又过了几天,我到了河边公园的酥油茶馆,胖胖的女掌柜告诉我,这一向,卖宝刀的人都在这里出现。我说:“好吧,那我天天在这里等他,天天在这里吃茶。”
那女人问我,是不是想买宝刀。
我含含糊糊支吾了几声。她在我面前坐下,给我上了一杯混浊的青稞酒,说:“不要钱的,我叫卓玛。”
我喝了有些发酸的酒汁,说:“一百个做生意的女人,有九十九个说自己叫卓玛。”
卓玛笑了:“你这样的人不会买刀,你没有那么多钱。”
看我瞪圆了眼睛,她说:“先生你不要生气,你这样的人,有钱也不会买刀的。
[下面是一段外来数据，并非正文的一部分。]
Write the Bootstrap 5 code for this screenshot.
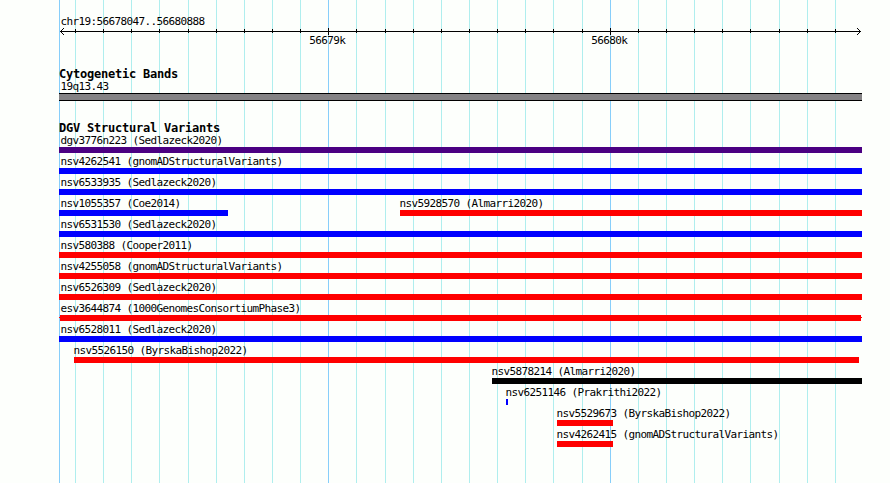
<!DOCTYPE html>
<html lang="en">
<head>
<meta charset="utf-8">
<meta name="viewport" content="width=device-width, initial-scale=1">
<title>chr19:56678047..56680888</title>
<link href="https://cdn.jsdelivr.net/npm/bootstrap@5.3.0/dist/css/bootstrap.min.css" rel="stylesheet">
<style>
body{background:#fdfffc;color:#000;font-family:"DejaVu Sans Mono",monospace;font-size:11px;letter-spacing:-.622px;line-height:15px}
.browser{width:890px;height:483px;white-space:nowrap}
.gridlines{z-index:0}
.tracks{z-index:1;padding-left:59px;width:862px}
.region{height:28px;padding:14px 0 0 1.4px}
.axis{height:7px}
.axis svg{display:block}
.scale-labels{height:30px;padding-left:250.3px}
.scale-labels span{flex:0 0 282px;margin-top:-2px}
.track-title{font-size:12px;font-weight:700;letter-spacing:-.224px;height:13px;line-height:19px}
.band-label{height:15px;line-height:17px;padding-left:1.4px}
.band{height:8px;background:#848284;border-top:1px solid #000;border-bottom:1px solid #000;margin-bottom:18px}
.lane{display:grid;grid-template-columns:repeat(803,1px);height:21px}
.feature{min-width:0}
.feature .name{height:15px;line-height:17px;margin-left:-.6px}
.feature.edge .name{margin-left:1.4px}
.bar{height:6px}
.purple{background:#4b0082}.blue{background:#00f}.red{background:#f00}.black{background:#000}
.partial{background:linear-gradient(#f00,#f00) 0 2px/100% 1px no-repeat,linear-gradient(#f00,#f00) 1px 0/801px 6px no-repeat}
</style>
</head>
<body>
<main class="browser position-relative overflow-hidden">
  <svg class="gridlines position-absolute top-0 start-0" width="890" height="483" shape-rendering="crispEdges" aria-hidden="true">
    <path id="minor" fill="#afeeee"/>
    <path fill="#87cefa" d="M59 0h1v483h-1zM328 0h1v483h-1zM610 0h1v483h-1z"/>
  </svg>
  <div class="tracks position-relative">
    <div class="region">chr19:56678047..56680888</div>
    <div class="axis">
      <svg width="803" height="7" shape-rendering="crispEdges" aria-hidden="true">
        <path d="M1 3h801v1H1zM2 2h1v3H2zM3 1h1v1H3zM3 5h1v1H3zM4 0h1v1H4zM4 6h1v1H4zM800 2h1v3h-1zM799 1h1v1h-1zM799 5h1v1h-1zM798 0h1v1h-1zM798 6h1v1h-1zM269 0h1v7h-1zM551 0h1v7h-1z"/>
        <path id="ticks"/>
      </svg>
    </div>
    <div class="scale-labels d-flex"><span>56679k</span><span>56680k</span></div>
    <div class="track-title">Cytogenetic Bands</div>
    <div class="band-label">19q13.43</div>
    <div class="band"></div>
    <div class="track-title">DGV Structural Variants</div>
    <div id="variants"></div>
  </div>
</main>
<script src="https://cdn.jsdelivr.net/npm/bootstrap@5.3.0/dist/js/bootstrap.bundle.min.js"></script>
<script>
const minor=[75,103,131,159,188,216,244,272,300,356,385,413,441,469,497,525,553,582,638,666,694,722,750,779,807,835];
document.getElementById('minor').setAttribute('d',minor.map(x=>`M${x} 0h1v483h-1z`).join(''));
document.getElementById('ticks').setAttribute('d',minor.map(x=>`M${x-59} 1h1v4h-1z`).join(''));
// Each lane lists its features as [name, first column, end column, colour class].
const lanes=[
 [['dgv3776n223 (Sedlazeck2020)',0,803,'purple']],
 [['nsv4262541 (gnomADStructuralVariants)',0,803,'blue']],
 [['nsv6533935 (Sedlazeck2020)',0,803,'blue']],
 [['nsv1055357 (Coe2014)',0,169,'blue'],['nsv5928570 (Almarri2020)',341,803,'red']],
 [['nsv6531530 (Sedlazeck2020)',0,803,'blue']],
 [['nsv580388 (Cooper2011)',0,803,'red']],
 [['nsv4255058 (gnomADStructuralVariants)',0,803,'red']],
 [['nsv6526309 (Sedlazeck2020)',0,803,'red']],
 [['esv3644874 (1000GenomesConsortiumPhase3)',0,803,'partial']],
 [['nsv6528011 (Sedlazeck2020)',0,803,'blue']],
 [['nsv5526150 (ByrskaBishop2022)',15,800,'red']],
 [['nsv5878214 (Almarri2020)',433,803,'black']],
 [['nsv6251146 (Prakrithi2022)',447,449,'blue']],
 [['nsv5529673 (ByrskaBishop2022)',498,554,'red']],
 [['nsv4262415 (gnomADStructuralVariants)',498,554,'red']]
];
document.getElementById('variants').innerHTML=lanes.map(l=>'<div class="lane">'+l.map(([n,a,b,c])=>
 `<div class="feature${a?'':' edge'}" style="grid-column:${a+1}/${b+1}"><div class="name">${n}</div><div class="bar ${c}"></div></div>`).join('')+'</div>').join('');
</script>
</body>
</html>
”她哧哧地笑了,说:“看看,屁股还没有坐热呢,老婆就来找你回家了。”
我抬头,看见韩月站在公园的铁栅栏外,定定地望着我。
她的脸色前所未有的苍白,两个人隔着栏杆互相望了好大一阵,我笑了,这情景有点像我进了监狱,她前来探望。
她也笑了。
我问她来干什么,她咬咬嘴唇,低下头,用蚊子般细弱的声音说:“我到医院把环拿掉了。”她又说,“我不是来找你,只是看见你了,想告诉你一声,我把环取了。”